The awkwardness is most evident on the turgid “I’m the Man to Be”, which is the worst song Berninger has ever taken part in. I assume it’s also worse than anything in Knopf’s catalog just on principal — the song is that bad. Berninger is particularly atrocious here. A few choice lyrics: “I’m peaceful ’cause my dick is in sunlight held up by kites”, “I’ll be the one in the lobby in the colored ‘FUCK ME’ shirt — the green one”, and “Just a little sample of a sample of wet sage and rusting honeysuckle, for example.” Berninger’s lyrical stumbles are only augmented by Knopf’s awkwardly sleezy music and some awful backing vocals. The combined effect is truly off-putting: needlessly vulgar word-soup is not a good look on Berninger, and Knopf’s music makes you want to take a shower.

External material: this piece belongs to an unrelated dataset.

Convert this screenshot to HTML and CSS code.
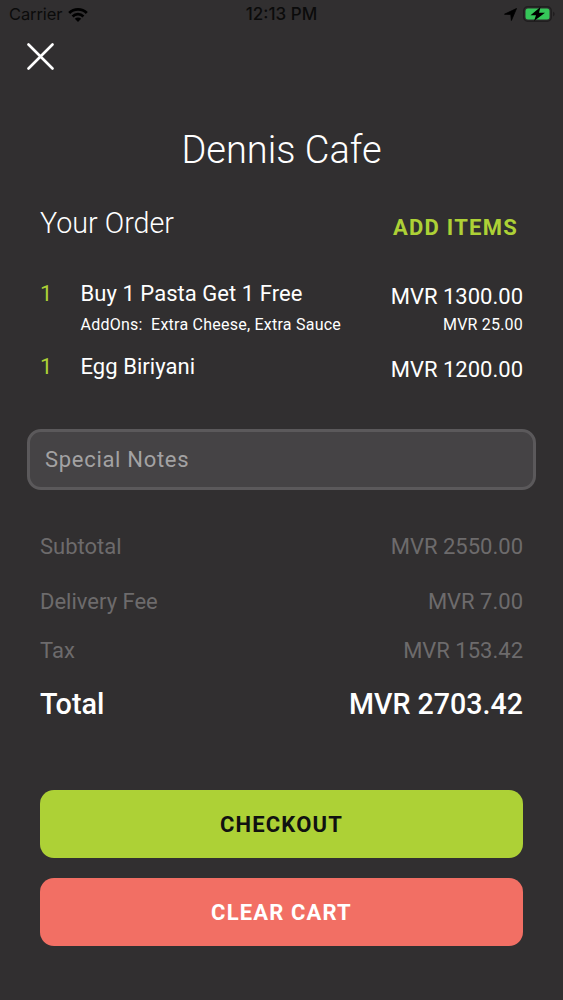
FILE: index.html
```html
<!DOCTYPE html>
<html lang="en">
<head>
<meta charset="utf-8">
<title>Dennis Cafe</title>
<link rel="stylesheet" href="styles.css">
</head>
<body>
<div class="screen">
  <header class="status">
    <div class="status-left"><span class="carrier">Carrier</span>
      <svg class="wifi" width="20" height="15" viewBox="0 0 20 15"><path d="M10 15 6.8 11.7a4.6 4.6 0 0 1 6.4 0zM3.6 8.500a9.1 9.1 0 0 1 12.8 0l-1.900 1.900a6.4 6.4 0 0 0-9 0zM.2 5a13.9 13.9 0 0 1 19.6 0l-2 2a11.1 11.1 0 0 0-15.6 0z"/></svg>
    </div>
    <span class="time">12:13 PM</span>
    <div class="status-right">
      <svg width="13" height="13" viewBox="0 0 13 13"><path d="M12.500.500 7.400 12.500 6.800 6.500.500 6.200z" stroke="#000" stroke-width=".8" stroke-linejoin="round"/></svg>
      <svg width="33" height="16" viewBox="0 0 33 16"><rect x=".75" y=".75" width="27.500" height="14.500" rx="4" fill="none" stroke="#201e1f" stroke-width="1.500"/><rect x="2.500" y="2.500" width="24" height="11" rx="2.500" fill="#35c759"/><path fill="#201e1f" d="M30 5.500q3.500 2.500 0 5z"/><path d="M17.500 1 7.500 9.200h5.500l-2 5.800 11-8.200h-6z"/></svg>
    </div>
  </header>
  <button class="close" aria-label="Close"><svg width="28" height="28" viewBox="0 0 28 28"><path d="M1.500 1.500 25.500 25.500M25.500 1.500 1.500 25.500"/></svg></button>
  <h1 class="title">Dennis Cafe</h1>
  <main class="content">
    <div class="row order-head"><h2>Your Order</h2><a class="add">ADD ITEMS</a></div>
    <div class="row item"><span class="qty">1</span><span class="name">Buy 1 Pasta Get 1 Free</span><span class="price">MVR 1300.00</span></div>
    <div class="row addon"><span class="extras">AddOns:&nbsp; Extra Cheese, Extra Sauce</span><span>MVR 25.00</span></div>
    <div class="row item second"><span class="qty">1</span><span class="name">Egg Biriyani</span><span class="price">MVR 1200.00</span></div>
    <div class="notes">Special Notes</div>
    <div class="row sum sub"><span>Subtotal</span><span>MVR 2550.00</span></div>
    <div class="row sum fee"><span>Delivery Fee</span><span>MVR 7.00</span></div>
    <div class="row sum tax"><span>Tax</span><span>MVR 153.42</span></div>
    <div class="row total"><span>Total</span><span class="amount">MVR 2703.42</span></div>
    <button class="btn checkout">CHECKOUT</button>
    <button class="btn clear">CLEAR CART</button>
  </main>
</div>
</body>
</html>
```
FILE: styles.css
```css
*{box-sizing:border-box}
body{margin:0;background:#312f30;font-family:Roboto,sans-serif;color:#fff}
.screen{width:563px;height:1000px;overflow:hidden;background:#312f30}
.status{height:28px;display:grid;grid-template-columns:1fr auto 1fr;align-items:center;padding:0 7px 0 9px;color:#0b0b0b;font:17px/28px Inter,sans-serif}
.status-left,.status-right{display:flex;align-items:center;gap:6px}
.carrier{font-size:16.500px;letter-spacing:-.1px}
.status-right{justify-content:flex-end}
.time{font-weight:500;margin-left:-2px}
.close{display:block;margin:15px 0 0 27px;padding:0;border:0;background:none;width:28px;height:28px}
.close svg{display:block;fill:none;stroke:#fff;stroke-width:2.600;stroke-linecap:round}
.title{margin:54px 0 0;height:50px;text-align:center;font-weight:300;font-size:38px;line-height:51px}
.content{padding:0 40px}
.row{display:flex;justify-content:space-between;white-space:nowrap}
.order-head{margin-top:28px;height:40px;line-height:40px}
.order-head h2{margin:0;font-weight:300;font-size:28.700px}
.add{color:#add136;font-size:22px;font-weight:700;letter-spacing:1.250px;padding:5px 5px 0 0}
.item{margin-top:36px;height:30px;font-size:22px;line-height:30px}
.qty{width:40.500px;color:#add136}
.name{flex:1;letter-spacing:.050px}
.price{padding-top:3px}
.addon{height:20px;margin-top:6px;padding-left:40.500px;font-size:16px;line-height:20px;letter-spacing:.200px}
.extras{letter-spacing:.240px}
.second{margin-top:17px}
.notes{margin:47px -13px 0;height:61px;border:3px solid #5b595b;border-radius:14px;background:#454345;padding-left:15px;color:#a3a2a3;font-size:22px;line-height:55px;letter-spacing:.700px}
.sum{height:30px;font-size:22px;line-height:31px;color:#6d6b6c}
.sub{margin-top:41px}
.fee{margin-top:25px}
.tax{margin-top:19px}
.total{margin-top:19px;height:40px;line-height:40px;font-size:28.800px;font-weight:500}
.amount{font-size:28.600px;line-height:41px}
.btn{display:block;width:100%;height:68px;border:0;border-radius:14px;font:700 22px/69px Roboto,sans-serif;letter-spacing:1.150px;padding:0;text-align:center}
.checkout{margin-top:66px;background:#add136;color:#111}
.clear{margin-top:20px;background:#f26f64;color:#fff}
```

Berninger has always been at his best when his lyrics capture the meaninglessness of everyday life (“Racing Like Pro”) or capture emotion with incisive physicality (“Baby We’ll Be Fine”). On Return to the Moon, Berninger focuses less on concrete imagery and more on the inscrutable aural poetry of Wilco or Interpol. And while his abstract lyrics turn out more like Our Love to Admire than Turn On the Bright Lights, I at least admire that he takes risks.

Occasionally those risks are rewarded; this is not a hopeless album. EL VY hit their stride in Return to the Moon‘s middle, where “Silent Ivy Hotel”, “No Time to Crank the Sun,” and “It’s A Game” pull off the best 1-2-3 punch on the album. On the latter two, the collaboration ends up producing something that sounds like a synth-tinged variant of the National. Berninger’s lyrics finally click on “It’s A Game”, producing the album’s best line (“Didi, I just saw the wildest thing / Watched the sun walk into the ocean / Nothing I could do / Gone Before I knew”) and best refrain (“It’s a game / And I can’t wait to see you”). Knopf backs this up with nicely chiming electric and acoustic guitars, punctuated by deep synthesizer beats. The track just works in a way that most of Return to the Moon does not. “No Time to Crank the Sun” is a haunting slow-burner with some of Knopf’s best instrumentation — the middle section of the song stands out in particular.

“Silent Ivy Hotel” is the only song on the album that does something truly different and succeeds at it. Taking the form of a 1950s doo-wop stroller mixed with carnival funhouse psychedelia, Berninger’s lyrics are perfectly set off by jabbing electric guitars and surges of Hammond organ. The line “It’ll only last for a silent ivy minute” is one of the few points on the album where Berninger’s word-soup works: each syllable drips into the next, producing a perfectly dreamlike refrain. Knopf’s organ riff during the chorus stands out at the album’s most interesting moment, as Berninger sings “It wouldn’t matter whatsoever / We’ll never get together / It’s a waste of love”.

Those three songs are where EL VY really succeed on Return to the Moon. And apart from the bad (“Sad Case”, “Happiness, Missouri”) and the truly horrendous (“I’m The Man To Be”), the rest of the album isn’t that offensive. But most of the Return to the Moon simply doesn’t work. It feels like there’s an ineffable gap between Berninger and Knopf, as though each wrote their parts of the album without having heard the other’s. For some reason, Return to the Moon just feels wrong…

…like watching a cat use the toilet.